Hartsdale Pet Cemetery, also known as Hartsdale Canine Cemetery, is a historic pet cemetery located at Hartsdale, Westchester County, New York. It was established in 1896, and contains over 70,000 interments, with 14,000 interment lots and 7,000 memorials.  Contributing resources include the groundskeeper's cottage, a house, a public memorial to the dogs of war, a mausoleum, and manmade and natural topographical attributes. It is America's largest and oldest pet cemetery.
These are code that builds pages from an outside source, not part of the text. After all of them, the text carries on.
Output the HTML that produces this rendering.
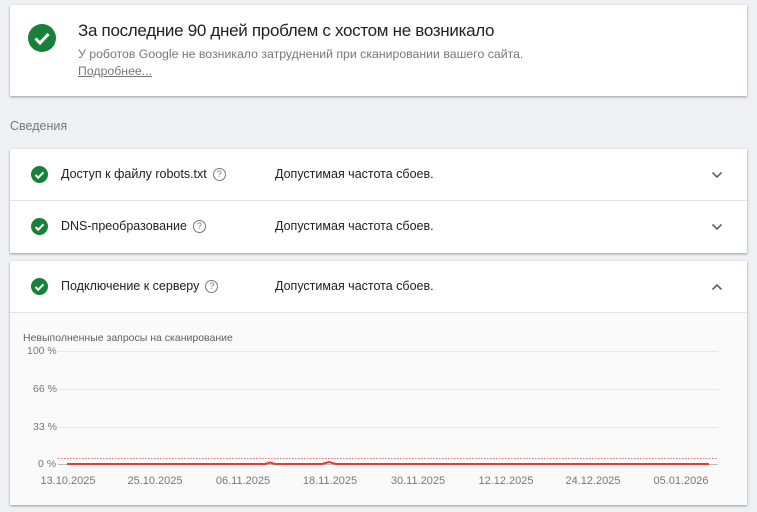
<!DOCTYPE html>
<html><head><meta charset="utf-8"><style>
body{margin:0;width:757px;height:512px;background:#eef0f4;font-family:"Liberation Sans",sans-serif;position:relative;overflow:hidden;color:#202124}
.card{position:absolute;left:10px;width:737px;background:#fff;box-shadow:0 1px 2px rgba(60,64,67,.35),0 1px 3px rgba(60,64,67,.15)}
.row{position:absolute;left:0;width:737px;height:51px}
.ck{position:absolute;left:21px;top:17px}
.lbl{position:absolute;left:51px;top:18px;font-size:12.5px;color:#202124}
.q{display:inline-block;width:11px;height:11px;border:1.3px solid #777;border-radius:50%;font-size:9px;line-height:11px;text-align:center;color:#777;margin-left:6px;vertical-align:1px}
.st{position:absolute;left:265px;top:18px;font-size:12.5px}
.chev{position:absolute;left:701px;top:22px}
.ax{position:absolute;font-size:10.5px;color:#777}
.dt{position:absolute;top:475px;font-size:11px;color:#777;width:80px;text-align:center}
</style></head><body>
<div class="card" style="top:5px;height:91px">
<svg style="position:absolute;left:18px;top:19px" width="28" height="28" viewBox="0 0 28 28"><circle cx="14" cy="14" r="14" fill="#188038"/><path d="M7.5 14.5l4.5 4.5 8.5-9" stroke="#fff" stroke-width="3" fill="none"/></svg>
<div style="position:absolute;left:68px;top:16px;font-size:17px;color:#202124;letter-spacing:-0.3px">За последние 90 дней проблем с хостом не возникало</div>
<div style="position:absolute;left:68px;top:42px;font-size:12.3px;color:#777">У роботов Google не возникало затруднений при сканировании вашего сайта.</div>
<div style="position:absolute;left:68px;top:59px;font-size:12.3px;color:#777;text-decoration:underline">Подробнее...</div>
</div>
<div style="position:absolute;left:10px;top:119px;font-size:12.5px;color:#777">Сведения</div>
<div class="card" style="top:149px;height:104px">
<div class="row" style="top:0"><svg class="ck" width="17" height="17" viewBox="0 0 17 17"><circle cx="8.5" cy="8.5" r="8.5" fill="#188038"/><path d="M4.5 9l2.7 2.7 5.3-5.4" stroke="#fff" stroke-width="2" fill="none"/></svg><div class="lbl">Доступ к файлу robots.txt<span class="q">?</span></div><div class="st">Допустимая частота сбоев.</div><svg class="chev" width="12" height="8"><path d="M1.5 1.5l4.5 4.5 4.5-4.5" stroke="#5f6368" stroke-width="1.6" fill="none"/></svg></div>
<div style="position:absolute;top:51px;left:0;width:737px;height:1px;background:#e3e3e3"></div>
<div class="row" style="top:52px"><svg class="ck" width="17" height="17" viewBox="0 0 17 17"><circle cx="8.5" cy="8.5" r="8.5" fill="#188038"/><path d="M4.5 9l2.7 2.7 5.3-5.4" stroke="#fff" stroke-width="2" fill="none"/></svg><div class="lbl">DNS-преобразование<span class="q">?</span></div><div class="st">Допустимая частота сбоев.</div><svg class="chev" width="12" height="8"><path d="M1.5 1.5l4.5 4.5 4.5-4.5" stroke="#5f6368" stroke-width="1.6" fill="none"/></svg></div>
</div>
<div class="card" style="top:261px;height:244px;background:#fafafa">
<div class="row" style="top:0;background:#fff;border-bottom:1px solid #e3e3e3"><svg class="ck" width="17" height="17" viewBox="0 0 17 17"><circle cx="8.5" cy="8.5" r="8.5" fill="#188038"/><path d="M4.5 9l2.7 2.7 5.3-5.4" stroke="#fff" stroke-width="2" fill="none"/></svg><div class="lbl">Подключение к серверу<span class="q">?</span></div><div class="st">Допустимая частота сбоев.</div><svg class="chev" width="12" height="8"><path d="M1.5 6.5l4.5-4.5 4.5 4.5" stroke="#5f6368" stroke-width="1.6" fill="none"/></svg></div>
</div>
<div class="ax" style="left:23px;top:332px;color:#5f6368">Невыполненные запросы на сканирование</div>
<div class="ax" style="left:27px;top:345px">100 %</div>
<div class="ax" style="left:33px;top:383px">66 %</div>
<div class="ax" style="left:33px;top:421px">33 %</div>
<div class="ax" style="left:38px;top:458px">0 %</div>
<svg style="position:absolute;left:0;top:0" width="757" height="512">
<g stroke="#e8e8e8" stroke-width="1"><line x1="58" y1="351.5" x2="718" y2="351.5"/><line x1="58" y1="389.5" x2="718" y2="389.5"/><line x1="58" y1="427.5" x2="718" y2="427.5"/></g>
<line x1="58" y1="464.5" x2="718" y2="464.5" stroke="#bdbdbd"/>
<line x1="58" y1="458.5" x2="718" y2="458.5" stroke="#e57373" stroke-dasharray="1.5 1.5"/>
<path d="M67 464 L265 464 L270 462.5 L275 464 L322 464 L329 462 L336 464 L709 464" stroke="#e53935" stroke-width="2" fill="none"/>
</svg>
<div class="dt" style="left:28px">13.10.2025</div>
<div class="dt" style="left:115px">25.10.2025</div>
<div class="dt" style="left:203px">06.11.2025</div>
<div class="dt" style="left:290px">18.11.2025</div>
<div class="dt" style="left:378px">30.11.2025</div>
<div class="dt" style="left:466px">12.12.2025</div>
<div class="dt" style="left:553px">24.12.2025</div>
<div class="dt" style="left:641px">05.01.2026</div>
</body></html>
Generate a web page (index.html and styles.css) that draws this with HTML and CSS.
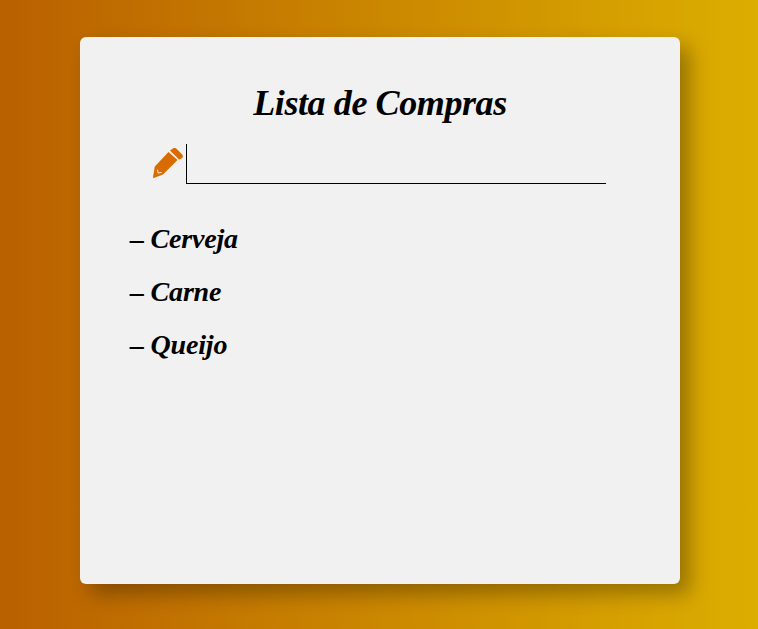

It was listed on the National Register of Historic Places in 2012.

History
In 1896, Dr. Samuel Johnson, a veterinarian in New York City, offered his apple orchard in Hartsdale as the gravesite for a grieving client, whose dog had died, as animal burials were not permitted in the city. After recounting the story to a friend who was a journalist over lunch, a news article was published in 1898 and later was picked up by The New York Times on September 3, 1905. In the wake of the ensuing publicity, Dr. Johnson received hundreds of requests for pet burials and set aside more of his land until the Hartsdale Canine Cemetery was incorporated on May 14, 1914.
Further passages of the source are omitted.